На ходовом мостике находился капитан и третий помощник. У рулевой колонки стоял вахтенный матрос, направляя судно на показавшийся вдали флагман.
– Иммануил Николаевич, – обратился я к капитану, – по правому борту яхта. Похоже, неуправляемая.
На моё сообщение капитан отреагировал замечанием штурману, чтобы тот внимательнее следил за обстановкой, а сам вышел на правое крыло мостика и долго смотрел в бинокль на дрейфующую яхту. После небольшого раздумья он, как бы для собственного успокоения сказал:
– Под мотором идёт…
Но в его словах и интонации не было уверенности, а больше проскальзывало лёгкое раздражение оттого, что праздный наблюдатель отвлёк его от дела и вмешался в непреложный ход вещей. Напрасно я ждал команды: «Руль право на борт, держать на дрейфующий объект». Мы все прекрасно понимали, что при такой волне различить след слабосильного мотора с трёхмильного расстояния невозможно даже в морской бинокль.
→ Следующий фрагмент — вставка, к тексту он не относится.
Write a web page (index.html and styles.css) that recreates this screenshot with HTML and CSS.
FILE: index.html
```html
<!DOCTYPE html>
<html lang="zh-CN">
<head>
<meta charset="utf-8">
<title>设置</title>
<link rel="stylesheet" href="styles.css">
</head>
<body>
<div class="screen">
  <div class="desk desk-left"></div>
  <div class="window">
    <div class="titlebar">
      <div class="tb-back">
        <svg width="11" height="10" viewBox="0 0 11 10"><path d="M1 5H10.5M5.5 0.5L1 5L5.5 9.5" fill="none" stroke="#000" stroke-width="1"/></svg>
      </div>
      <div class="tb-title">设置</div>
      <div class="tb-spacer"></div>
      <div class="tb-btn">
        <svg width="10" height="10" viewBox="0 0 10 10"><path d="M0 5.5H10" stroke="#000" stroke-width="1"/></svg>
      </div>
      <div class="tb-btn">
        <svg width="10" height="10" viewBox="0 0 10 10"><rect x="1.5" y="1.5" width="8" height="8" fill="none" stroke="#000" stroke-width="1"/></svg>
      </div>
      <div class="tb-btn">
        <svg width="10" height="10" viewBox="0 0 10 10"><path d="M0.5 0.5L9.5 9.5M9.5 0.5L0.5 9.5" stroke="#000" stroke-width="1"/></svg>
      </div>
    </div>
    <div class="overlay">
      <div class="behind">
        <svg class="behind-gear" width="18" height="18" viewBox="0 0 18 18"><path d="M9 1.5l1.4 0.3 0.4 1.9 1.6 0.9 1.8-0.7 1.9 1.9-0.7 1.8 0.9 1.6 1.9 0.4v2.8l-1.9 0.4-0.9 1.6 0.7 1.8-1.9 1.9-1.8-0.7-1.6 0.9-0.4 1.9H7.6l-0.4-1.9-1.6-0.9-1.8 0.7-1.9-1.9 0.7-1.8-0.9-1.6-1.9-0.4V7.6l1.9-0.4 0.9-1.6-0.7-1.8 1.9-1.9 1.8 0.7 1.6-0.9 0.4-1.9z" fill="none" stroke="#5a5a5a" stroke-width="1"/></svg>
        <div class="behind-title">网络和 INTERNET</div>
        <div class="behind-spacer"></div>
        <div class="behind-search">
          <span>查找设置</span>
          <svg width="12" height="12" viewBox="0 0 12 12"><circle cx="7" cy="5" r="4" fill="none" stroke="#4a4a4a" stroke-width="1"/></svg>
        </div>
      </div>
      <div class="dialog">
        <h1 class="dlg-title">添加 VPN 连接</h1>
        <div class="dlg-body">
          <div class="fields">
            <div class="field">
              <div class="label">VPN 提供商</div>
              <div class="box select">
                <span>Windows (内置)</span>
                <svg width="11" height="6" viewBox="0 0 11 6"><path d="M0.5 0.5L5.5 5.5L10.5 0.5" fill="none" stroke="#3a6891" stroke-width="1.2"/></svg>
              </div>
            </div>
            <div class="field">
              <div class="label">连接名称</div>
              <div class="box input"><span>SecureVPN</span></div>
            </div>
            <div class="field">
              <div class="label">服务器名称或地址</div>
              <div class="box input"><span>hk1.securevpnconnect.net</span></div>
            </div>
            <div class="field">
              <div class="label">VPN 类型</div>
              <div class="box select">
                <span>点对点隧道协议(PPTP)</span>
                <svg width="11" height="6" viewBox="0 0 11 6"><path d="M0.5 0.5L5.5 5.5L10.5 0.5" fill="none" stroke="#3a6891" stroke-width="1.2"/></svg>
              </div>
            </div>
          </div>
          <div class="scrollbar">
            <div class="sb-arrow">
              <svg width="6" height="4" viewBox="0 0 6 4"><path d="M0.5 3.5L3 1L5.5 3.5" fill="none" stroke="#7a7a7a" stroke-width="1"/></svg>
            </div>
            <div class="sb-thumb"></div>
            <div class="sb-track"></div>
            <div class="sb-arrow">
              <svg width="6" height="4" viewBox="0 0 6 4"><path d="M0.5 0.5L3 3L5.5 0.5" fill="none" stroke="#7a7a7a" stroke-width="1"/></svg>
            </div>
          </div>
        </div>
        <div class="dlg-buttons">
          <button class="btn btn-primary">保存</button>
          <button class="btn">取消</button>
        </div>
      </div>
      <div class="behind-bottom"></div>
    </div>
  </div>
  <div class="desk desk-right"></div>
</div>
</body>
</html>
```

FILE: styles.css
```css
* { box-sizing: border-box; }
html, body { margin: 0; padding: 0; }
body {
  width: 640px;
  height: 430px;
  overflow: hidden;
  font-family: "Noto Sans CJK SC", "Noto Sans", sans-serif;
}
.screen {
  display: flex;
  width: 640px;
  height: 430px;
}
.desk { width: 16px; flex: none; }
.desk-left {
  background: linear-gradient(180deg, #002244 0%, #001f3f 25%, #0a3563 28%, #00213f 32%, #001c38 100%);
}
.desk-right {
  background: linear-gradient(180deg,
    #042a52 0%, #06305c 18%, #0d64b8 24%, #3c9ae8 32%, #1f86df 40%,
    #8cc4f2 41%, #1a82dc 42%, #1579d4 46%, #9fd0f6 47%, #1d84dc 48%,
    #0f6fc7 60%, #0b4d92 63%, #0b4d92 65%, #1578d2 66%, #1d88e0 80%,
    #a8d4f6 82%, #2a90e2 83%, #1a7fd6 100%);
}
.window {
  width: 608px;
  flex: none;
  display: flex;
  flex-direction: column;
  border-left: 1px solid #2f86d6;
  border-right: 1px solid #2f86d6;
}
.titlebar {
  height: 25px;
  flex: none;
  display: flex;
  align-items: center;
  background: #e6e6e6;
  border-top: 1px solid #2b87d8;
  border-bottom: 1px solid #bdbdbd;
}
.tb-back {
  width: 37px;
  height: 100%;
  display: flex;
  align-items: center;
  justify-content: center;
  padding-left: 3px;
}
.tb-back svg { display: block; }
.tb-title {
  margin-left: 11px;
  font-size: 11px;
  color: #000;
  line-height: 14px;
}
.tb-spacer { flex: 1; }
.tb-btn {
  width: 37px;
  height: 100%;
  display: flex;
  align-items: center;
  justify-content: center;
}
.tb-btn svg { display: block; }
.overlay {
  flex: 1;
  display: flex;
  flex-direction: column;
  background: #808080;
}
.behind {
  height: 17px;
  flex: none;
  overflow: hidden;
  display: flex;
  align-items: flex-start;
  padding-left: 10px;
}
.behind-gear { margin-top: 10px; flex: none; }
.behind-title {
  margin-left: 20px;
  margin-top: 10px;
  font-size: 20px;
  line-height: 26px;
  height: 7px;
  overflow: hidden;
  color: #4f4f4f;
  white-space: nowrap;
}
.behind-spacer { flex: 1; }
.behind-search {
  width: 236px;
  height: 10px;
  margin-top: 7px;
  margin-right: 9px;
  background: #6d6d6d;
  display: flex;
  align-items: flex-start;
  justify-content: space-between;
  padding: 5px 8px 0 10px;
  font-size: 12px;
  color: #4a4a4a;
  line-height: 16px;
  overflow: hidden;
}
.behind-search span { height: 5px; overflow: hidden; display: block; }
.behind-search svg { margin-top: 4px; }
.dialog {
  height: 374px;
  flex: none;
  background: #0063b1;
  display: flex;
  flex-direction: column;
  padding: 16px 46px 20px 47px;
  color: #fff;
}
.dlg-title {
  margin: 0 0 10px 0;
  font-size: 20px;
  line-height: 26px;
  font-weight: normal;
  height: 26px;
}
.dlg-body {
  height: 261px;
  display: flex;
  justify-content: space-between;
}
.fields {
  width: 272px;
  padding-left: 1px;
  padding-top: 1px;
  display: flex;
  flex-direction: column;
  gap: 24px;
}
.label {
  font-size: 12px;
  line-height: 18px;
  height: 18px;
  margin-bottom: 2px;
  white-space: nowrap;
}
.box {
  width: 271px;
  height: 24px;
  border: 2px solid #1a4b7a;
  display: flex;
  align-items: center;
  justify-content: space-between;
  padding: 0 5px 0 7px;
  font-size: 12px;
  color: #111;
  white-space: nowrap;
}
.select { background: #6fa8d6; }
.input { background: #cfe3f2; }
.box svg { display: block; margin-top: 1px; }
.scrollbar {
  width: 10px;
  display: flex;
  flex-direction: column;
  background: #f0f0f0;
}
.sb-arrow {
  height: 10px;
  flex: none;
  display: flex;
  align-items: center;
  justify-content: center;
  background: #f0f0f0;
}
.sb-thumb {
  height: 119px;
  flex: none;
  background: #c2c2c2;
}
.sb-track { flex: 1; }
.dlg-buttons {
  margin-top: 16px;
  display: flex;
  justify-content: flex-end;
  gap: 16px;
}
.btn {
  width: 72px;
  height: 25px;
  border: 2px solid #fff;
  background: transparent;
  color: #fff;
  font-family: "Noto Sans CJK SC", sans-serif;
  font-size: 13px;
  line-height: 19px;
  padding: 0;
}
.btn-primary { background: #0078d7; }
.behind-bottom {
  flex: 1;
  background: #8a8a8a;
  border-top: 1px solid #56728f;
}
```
Наш курс остался прежним. Наверное, разворачиваться на виду у флагмана считалось неприличным. Мы вовремя подошли к месту нашего рандеву.
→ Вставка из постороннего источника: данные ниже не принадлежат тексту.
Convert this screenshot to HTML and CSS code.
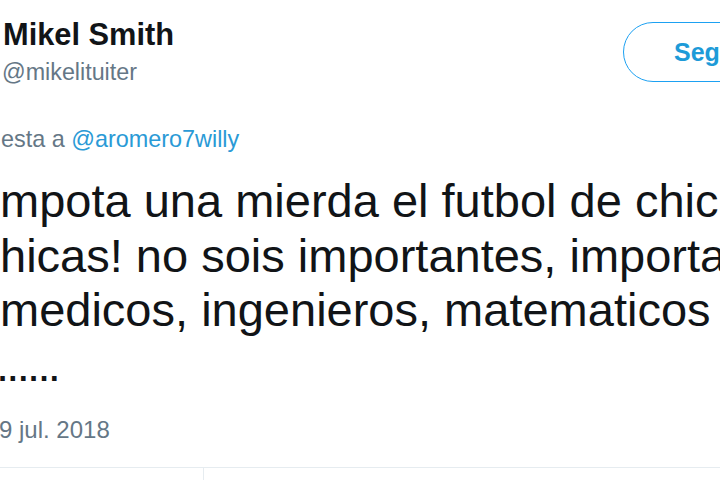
FILE: index.html
```html
<!DOCTYPE html>
<html lang="es">
<head>
<meta charset="utf-8">
<title>Tweet</title>
<link rel="stylesheet" href="styles.css">
</head>
<body>
<div class="tweet">
  <header class="head">
    <div class="ident">
      <div class="name">Mikel Smith</div>
      <div class="handle">@mikelituiter</div>
    </div>
    <button class="follow">Seguir</button>
  </header>
  <div class="reply">esta a <a class="mention">@aromero7willy</a></div>
  <p class="text">
    <span class="line">mpota una mierda el futbol de chicas</span>
    <span class="line">hicas! no sois importantes, importantes</span>
    <span class="line">medicos, ingenieros, matematicos y</span>
    <span class="line dots">......</span>
  </p>
  <div class="date">9 jul. 2018</div>
  <div class="stats">
    <div class="cell first"></div>
    <div class="cell"></div>
  </div>
</div>
</body>
</html>
```
FILE: styles.css
```css
html, body {
  margin: 0;
  padding: 0;
  background: #ffffff;
}
body {
  width: 720px;
  height: 480px;
  overflow: hidden;
  font-family: "Liberation Sans", Arial, sans-serif;
  color: #14171a;
}
.tweet {
  width: 720px;
}
.head {
  display: flex;
  justify-content: space-between;
  align-items: flex-start;
  padding-top: 18px;
}
.ident {
  display: flex;
  flex-direction: column;
}
.name {
  font-weight: bold;
  font-size: 30.8px;
  line-height: 34px;
  padding-left: 3px;
  color: #111417;
}
.handle {
  font-size: 23.3px;
  line-height: 28px;
  margin-top: 6px;
  padding-left: 2px;
  color: #657786;
}
.follow {
  flex: none;
  box-sizing: border-box;
  width: 140px;
  height: 60px;
  margin-top: 4px;
  margin-right: -43px;
  padding: 0 0 0 50px;
  text-align: left;
  border: 1.5px solid #1da1f2;
  border-radius: 30px;
  background: #ffffff;
  color: #1d9bd8;
  font-family: "Liberation Sans", Arial, sans-serif;
  font-weight: bold;
  font-size: 25px;
  line-height: 56px;
}
.reply {
  margin-top: 38px;
  font-size: 23.4px;
  line-height: 30px;
  padding-left: 1px;
  color: #657786;
  white-space: nowrap;
}
.mention {
  color: #2a9ad6;
  text-decoration: none;
}
.text {
  margin: 20px 0 0 0;
  font-size: 47px;
  line-height: 54.5px;
  color: #111417;
}
.line {
  display: block;
  white-space: nowrap;
  overflow: hidden;
}
.dots {
  margin-left: -4px;
  letter-spacing: -2.7px;
}
.date {
  margin-top: 24px;
  font-size: 24px;
  line-height: 28px;
  margin-left: -1px;
  color: #657786;
}
.stats {
  margin-top: 23px;
  display: flex;
  border-top: 1px solid #e6ecf0;
  height: 20px;
}
.cell {
  flex: 1;
}
.cell.first {
  flex: none;
  width: 203px;
  border-right: 1px solid #e6ecf0;
}
```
Яхта скрылась из поля зрения, и больше о ней никто не вспоминал, а у меня осталось чувство досады и какой-то глубинной вины. Конечно, я не мог приказать капитану изменить курс, подойти к яхте, выяснить обстановку, при необходимости помочь экипажу, если таковой вообще имелся на её борту. Действительно, случай мог быть вполне тривиальным: или экипаж просто штормовался, предоставив своё судно стихии, или яхту элементарно сорвало с якорной стоянки какого-нибудь прибрежного порта и она дрейфовала по воле ветра и волн. Но в любом случае осадок от этого случая у меня до сих пор остался. И осадок этот имеет привкус горечи, чего-то не до конца сделанного и свершённого, что должно быть обязательно сделано и свершено.